Sechs Jahre später klettert Thomas Schröter behände eine Stahltreppe nur ein paar Schritte vom Achterwasser entfernt hinauf. Lütow 1 nennen sie die Testbohrung, mit der CEP gerade versucht, nach einem ersten Erfolg im nahegelegenen Pudagla ein zweites Vorkommen nachzuweisen. Aus derselben Wiese, auf der heute noch drei Ölpumpen aus DDR-Zeiten bescheidene Reste des vor fast 50 Jahren erschlossenen Vorkommens fördern, ragt der Bohrturm auf, der auf ein vermutetes neues Lager in 2 700 Meter schräg unter dem Boddenwasser zielt. Öl-Bonanza im Bodden? Nun, dass das Öl da unten ist, sei keine Frage, erklärt Schröter. "Wer hier bohrt, der findet auch was." 18 Millionen förderbare Tonnen Öl im Wert von 8,7 Milliarden Euro könnten unter dem Urlaubsparadies stecken. Erkundet wurde das Gebiet bisher nur mit den technischen Möglichkeiten der 60er. "Wir haben heute ganz andere Methoden." Offen ist allein, ob es sich lohnt, die Lagerstätte auszubeuten.

Denn Öl zu fördern in Deutschland, ist nicht nur ein Kampf, bei dem kräftige Männer und hochmoderne Technik Bohrköpfe im Wert von Luxuskarossen an jeweils 27 Meter langen Bohrgestänge-Stücken tausende Meter tief bis ins so genannte Staßfurtkarbonat treiben, wo das Öl in Porenspeichern sitzt wie Wasser in einem Eimer voller Tennisbälle. Es ist vor allem ein Kampf um Akzeptanz, der mit viel Geld geführt werden muss. 60 Millionen Euro hat CEP bereits in den Sand auf Usedom und in Brandenburg gesetzt - eine Menge Geld für einen Mittelständler mit 35 Mitarbeitern. "Wir müssen viel Überzeugungsarbeit leisten", beschreibt Thomas Schröter. Zu fest sitzen die Filmbilder von schwarzen Fluten, von einer Armada an Bohrtürmen und ausgezehrten Landstrichen in den Köpfen.

Dabei sieht die Wirklichkeit völlig anders aus.

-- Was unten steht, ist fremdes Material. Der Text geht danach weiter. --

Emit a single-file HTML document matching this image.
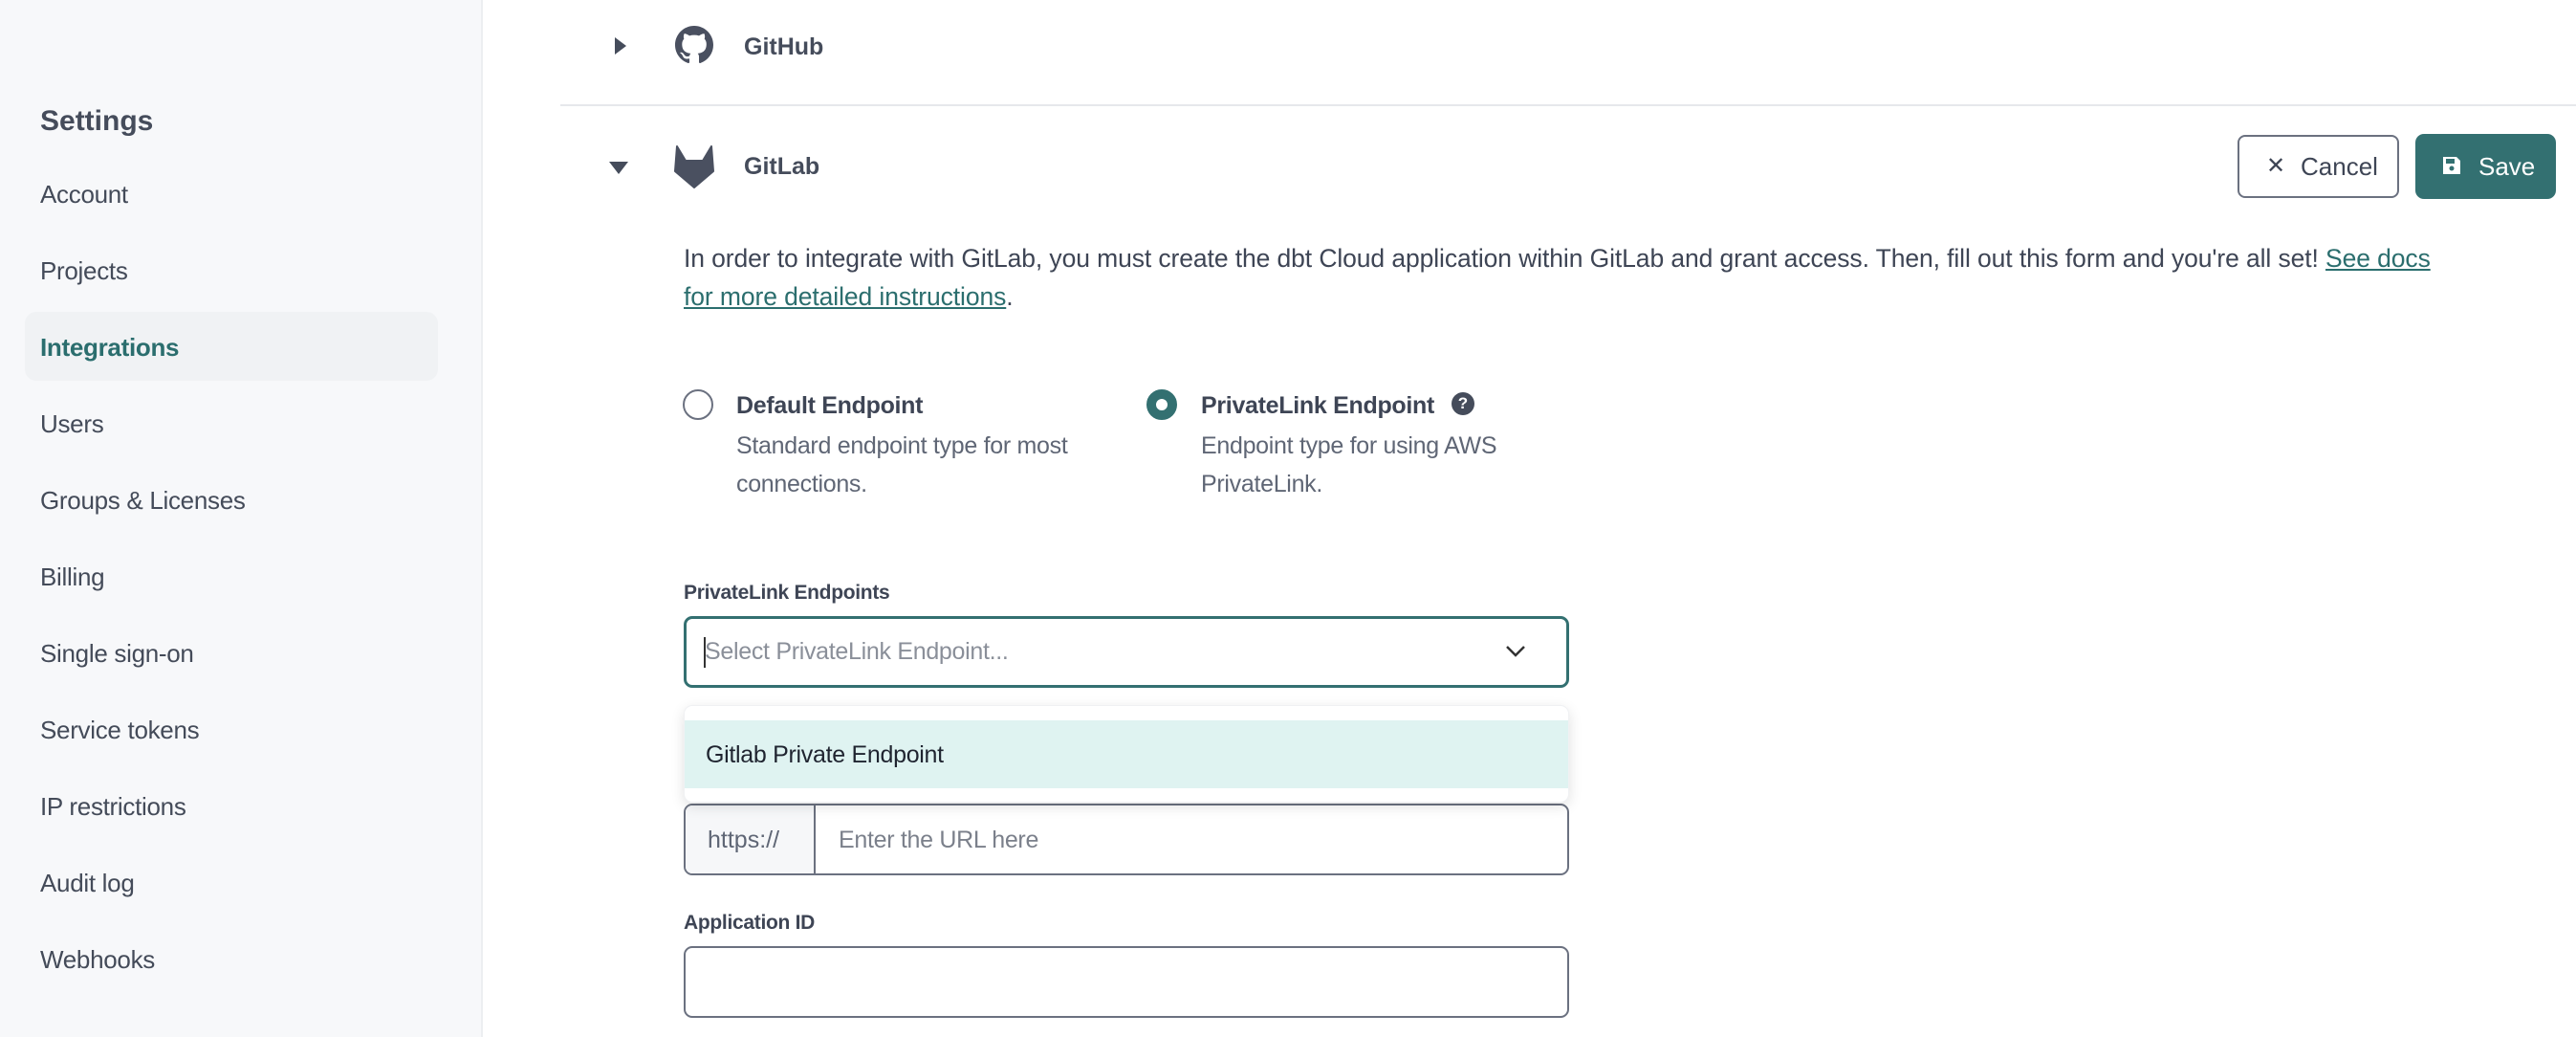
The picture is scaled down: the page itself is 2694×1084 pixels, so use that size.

Auf Lütow 1 steht zwar ein imponierender Bohrturm, aber nur knapp sechs Wochen lang. "Danach kommt alles wieder weg", sagt Schröter und zeigt auf die endlosen Stahlgestänge, die aus 40 000 Tonnen Schotter, die aus Beton gestampfte Schutzwanne, den Kleintierschutzzaun, den Froschteich, die Werkstätten und die Labors der Geologen.

Dreimal sind sie mit der Bohrstelle schon umgezogen, jedes Mal gab es am neuen Einsatzort Bürgerversammlungen, Führungen und "unsere klare Bereitschaft, transparent zu arbeiten", wie Schröter sagt. Die Lichter am Bohrturm haben sie abgedimmt, damit keine Mücken hineinfliegen und sterben. Im Winter wird gar nicht gebohrt, wegen der Vögel. Aufträge werden an lokale Firmen vergeben, Mitarbeiter kommen nicht nur aus England, Holland und Polen, sondern auch aus der Region, die, so rechnet Schröter vor, im Erfolgsfall über Jahrzehnte von der Förderung profitieren werde.

Aber Öl hat eben ein mieses Image. Ganz im Gegensatz zu Wind und Sonne. "Jeder benutzt es, aber lieber soll es von weit weg kommen." Schröter hat auf fünf Kontinenten gebohrt und ist sich sicher, dass das Öl aus Usedom sauberes Öl sein wird: "Wir erfüllen alle Umweltauflagen und wir verschandeln nicht die Landschaft".

Kommt es wirklich zur Förderung, würden keine Türme gebaut wie früher und es wird auch keine keuchenden Pumpen geben, die die Ruhe der Idylle stören. "Eine Förderstätte ist heute nur so groß wie eine Garage und von einer zapfen wir gleich mehrere Bohrlöcher an."

Der Weg bis dahin aber ist noch lang. "Wir wissen, dass er da ist", sagt Thomas Schröter über den Ölschatz in der Tiefe, "aber ob es lohnt, es hochzuholen, werden wir erst wissen, wenn unsere Untersuchungen beendet sind."